** Task directions **
Below are records. Copy every line with "page" in it.

** Supplied records **

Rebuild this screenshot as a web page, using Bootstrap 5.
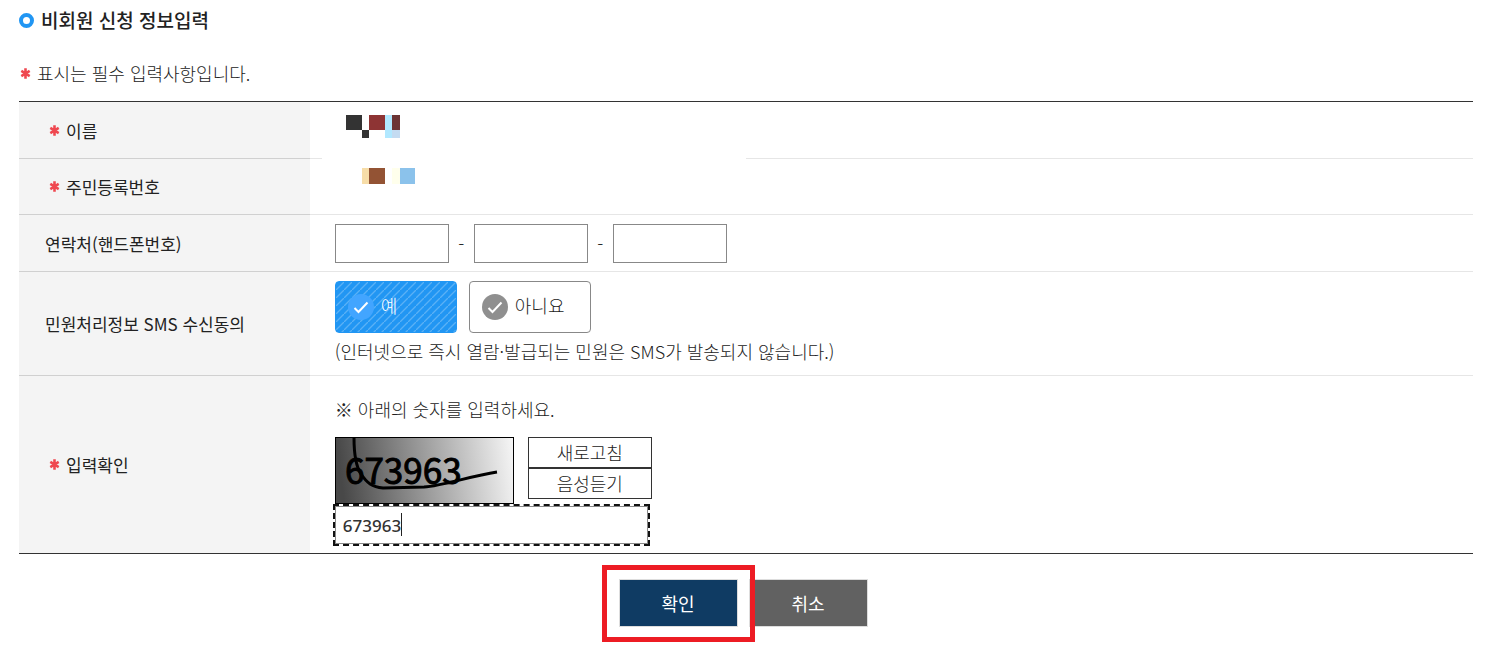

...

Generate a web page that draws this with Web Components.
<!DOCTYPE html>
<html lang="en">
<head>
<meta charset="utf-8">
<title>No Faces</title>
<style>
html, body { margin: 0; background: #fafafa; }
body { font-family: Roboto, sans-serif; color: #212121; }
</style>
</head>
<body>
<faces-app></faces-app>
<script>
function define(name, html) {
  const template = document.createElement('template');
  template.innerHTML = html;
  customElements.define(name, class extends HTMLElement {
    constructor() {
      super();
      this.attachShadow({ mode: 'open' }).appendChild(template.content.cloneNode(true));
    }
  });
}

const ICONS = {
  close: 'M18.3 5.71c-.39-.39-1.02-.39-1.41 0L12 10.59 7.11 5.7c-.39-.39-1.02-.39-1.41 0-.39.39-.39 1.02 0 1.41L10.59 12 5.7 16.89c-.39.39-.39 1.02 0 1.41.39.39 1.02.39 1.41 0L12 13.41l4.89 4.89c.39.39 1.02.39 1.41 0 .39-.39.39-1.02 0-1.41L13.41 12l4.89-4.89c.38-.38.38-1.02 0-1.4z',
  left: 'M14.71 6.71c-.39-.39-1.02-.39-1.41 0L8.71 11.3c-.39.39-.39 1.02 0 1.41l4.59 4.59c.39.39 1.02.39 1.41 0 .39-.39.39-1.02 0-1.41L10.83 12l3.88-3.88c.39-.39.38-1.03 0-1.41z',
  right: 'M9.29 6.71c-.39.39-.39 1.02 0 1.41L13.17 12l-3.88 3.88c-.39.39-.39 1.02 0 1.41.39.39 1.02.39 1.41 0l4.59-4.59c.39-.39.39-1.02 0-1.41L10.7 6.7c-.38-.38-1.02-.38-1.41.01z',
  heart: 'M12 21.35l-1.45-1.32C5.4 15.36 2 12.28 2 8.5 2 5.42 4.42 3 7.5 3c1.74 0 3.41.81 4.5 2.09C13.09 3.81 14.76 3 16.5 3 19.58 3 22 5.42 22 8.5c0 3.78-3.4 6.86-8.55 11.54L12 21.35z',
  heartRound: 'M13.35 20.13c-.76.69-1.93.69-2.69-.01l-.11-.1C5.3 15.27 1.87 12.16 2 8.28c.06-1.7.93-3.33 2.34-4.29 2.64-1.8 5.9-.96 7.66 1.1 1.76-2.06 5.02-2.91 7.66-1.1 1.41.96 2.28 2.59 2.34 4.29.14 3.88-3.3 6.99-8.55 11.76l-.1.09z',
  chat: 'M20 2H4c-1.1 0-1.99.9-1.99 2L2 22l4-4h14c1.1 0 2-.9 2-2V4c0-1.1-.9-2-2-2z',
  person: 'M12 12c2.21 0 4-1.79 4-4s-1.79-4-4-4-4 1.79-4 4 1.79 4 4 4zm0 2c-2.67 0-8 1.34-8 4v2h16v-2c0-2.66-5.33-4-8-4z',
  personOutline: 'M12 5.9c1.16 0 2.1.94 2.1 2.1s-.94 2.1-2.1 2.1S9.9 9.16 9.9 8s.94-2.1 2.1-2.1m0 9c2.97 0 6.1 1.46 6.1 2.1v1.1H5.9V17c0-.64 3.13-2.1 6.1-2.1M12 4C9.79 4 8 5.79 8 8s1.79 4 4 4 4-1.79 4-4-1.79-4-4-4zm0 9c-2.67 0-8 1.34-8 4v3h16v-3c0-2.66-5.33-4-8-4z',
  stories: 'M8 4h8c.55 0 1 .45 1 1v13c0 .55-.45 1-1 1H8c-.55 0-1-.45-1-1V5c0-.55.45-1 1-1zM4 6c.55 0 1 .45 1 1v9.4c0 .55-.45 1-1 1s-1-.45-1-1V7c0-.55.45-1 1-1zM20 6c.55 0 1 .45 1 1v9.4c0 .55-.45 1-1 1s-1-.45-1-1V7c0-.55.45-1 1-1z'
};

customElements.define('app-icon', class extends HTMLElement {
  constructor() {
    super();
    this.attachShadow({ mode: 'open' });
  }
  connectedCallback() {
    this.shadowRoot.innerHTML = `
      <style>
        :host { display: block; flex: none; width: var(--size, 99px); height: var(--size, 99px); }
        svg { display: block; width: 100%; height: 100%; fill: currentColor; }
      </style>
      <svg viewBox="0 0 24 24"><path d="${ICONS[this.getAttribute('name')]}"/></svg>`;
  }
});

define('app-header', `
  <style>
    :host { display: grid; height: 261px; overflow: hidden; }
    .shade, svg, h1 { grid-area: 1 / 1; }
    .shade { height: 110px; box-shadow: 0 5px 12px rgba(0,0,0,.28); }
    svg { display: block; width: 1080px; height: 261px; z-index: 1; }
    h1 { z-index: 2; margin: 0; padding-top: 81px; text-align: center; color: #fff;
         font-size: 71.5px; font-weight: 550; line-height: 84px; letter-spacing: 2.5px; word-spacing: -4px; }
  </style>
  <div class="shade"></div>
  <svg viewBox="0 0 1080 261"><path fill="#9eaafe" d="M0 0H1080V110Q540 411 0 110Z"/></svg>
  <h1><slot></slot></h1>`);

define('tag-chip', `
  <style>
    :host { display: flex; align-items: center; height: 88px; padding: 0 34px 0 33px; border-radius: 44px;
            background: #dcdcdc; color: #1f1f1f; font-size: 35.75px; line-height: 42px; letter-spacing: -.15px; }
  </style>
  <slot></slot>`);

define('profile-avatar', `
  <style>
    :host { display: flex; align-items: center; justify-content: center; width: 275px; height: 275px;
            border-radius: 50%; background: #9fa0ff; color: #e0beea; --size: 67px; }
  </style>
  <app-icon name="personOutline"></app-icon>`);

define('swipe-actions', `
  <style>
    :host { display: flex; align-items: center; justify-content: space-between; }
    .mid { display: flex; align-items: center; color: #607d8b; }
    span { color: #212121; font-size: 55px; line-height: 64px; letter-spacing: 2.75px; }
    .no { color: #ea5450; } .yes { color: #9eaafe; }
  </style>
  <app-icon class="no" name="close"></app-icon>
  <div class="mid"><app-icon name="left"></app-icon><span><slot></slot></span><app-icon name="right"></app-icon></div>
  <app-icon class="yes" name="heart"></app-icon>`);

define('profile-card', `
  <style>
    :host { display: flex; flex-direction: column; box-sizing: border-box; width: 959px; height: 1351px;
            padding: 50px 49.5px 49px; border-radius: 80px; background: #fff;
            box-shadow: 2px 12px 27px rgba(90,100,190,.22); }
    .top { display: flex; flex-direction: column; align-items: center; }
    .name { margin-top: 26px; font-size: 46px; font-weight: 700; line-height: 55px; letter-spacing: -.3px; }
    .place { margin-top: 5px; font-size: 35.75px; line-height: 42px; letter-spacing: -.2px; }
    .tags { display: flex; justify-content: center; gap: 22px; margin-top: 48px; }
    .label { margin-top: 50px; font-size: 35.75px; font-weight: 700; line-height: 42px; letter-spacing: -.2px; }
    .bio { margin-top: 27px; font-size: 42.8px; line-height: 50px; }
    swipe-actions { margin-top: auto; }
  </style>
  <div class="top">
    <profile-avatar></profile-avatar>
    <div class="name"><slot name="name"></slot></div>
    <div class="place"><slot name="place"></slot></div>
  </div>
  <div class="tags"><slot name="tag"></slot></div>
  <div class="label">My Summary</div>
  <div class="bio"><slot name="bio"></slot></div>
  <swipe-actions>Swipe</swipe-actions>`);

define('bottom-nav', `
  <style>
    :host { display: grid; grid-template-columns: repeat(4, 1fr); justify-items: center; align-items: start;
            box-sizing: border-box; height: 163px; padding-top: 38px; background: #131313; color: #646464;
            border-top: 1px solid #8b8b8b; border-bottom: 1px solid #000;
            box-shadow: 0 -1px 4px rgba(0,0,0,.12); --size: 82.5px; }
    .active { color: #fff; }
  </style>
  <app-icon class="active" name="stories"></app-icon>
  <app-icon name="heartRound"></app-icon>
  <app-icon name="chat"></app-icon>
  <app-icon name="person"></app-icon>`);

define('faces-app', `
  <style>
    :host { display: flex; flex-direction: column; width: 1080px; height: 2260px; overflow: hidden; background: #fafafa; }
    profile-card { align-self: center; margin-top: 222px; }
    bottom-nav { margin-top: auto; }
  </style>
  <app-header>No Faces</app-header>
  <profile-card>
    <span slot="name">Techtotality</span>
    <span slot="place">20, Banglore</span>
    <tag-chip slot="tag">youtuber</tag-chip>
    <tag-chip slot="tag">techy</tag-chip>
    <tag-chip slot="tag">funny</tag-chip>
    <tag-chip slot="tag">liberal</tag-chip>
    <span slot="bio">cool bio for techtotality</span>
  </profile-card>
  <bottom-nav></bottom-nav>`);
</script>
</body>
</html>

** Complete response **
Rebuild this screenshot as a web page, using Bootstrap 5.
Generate a web page that draws this with Web Components.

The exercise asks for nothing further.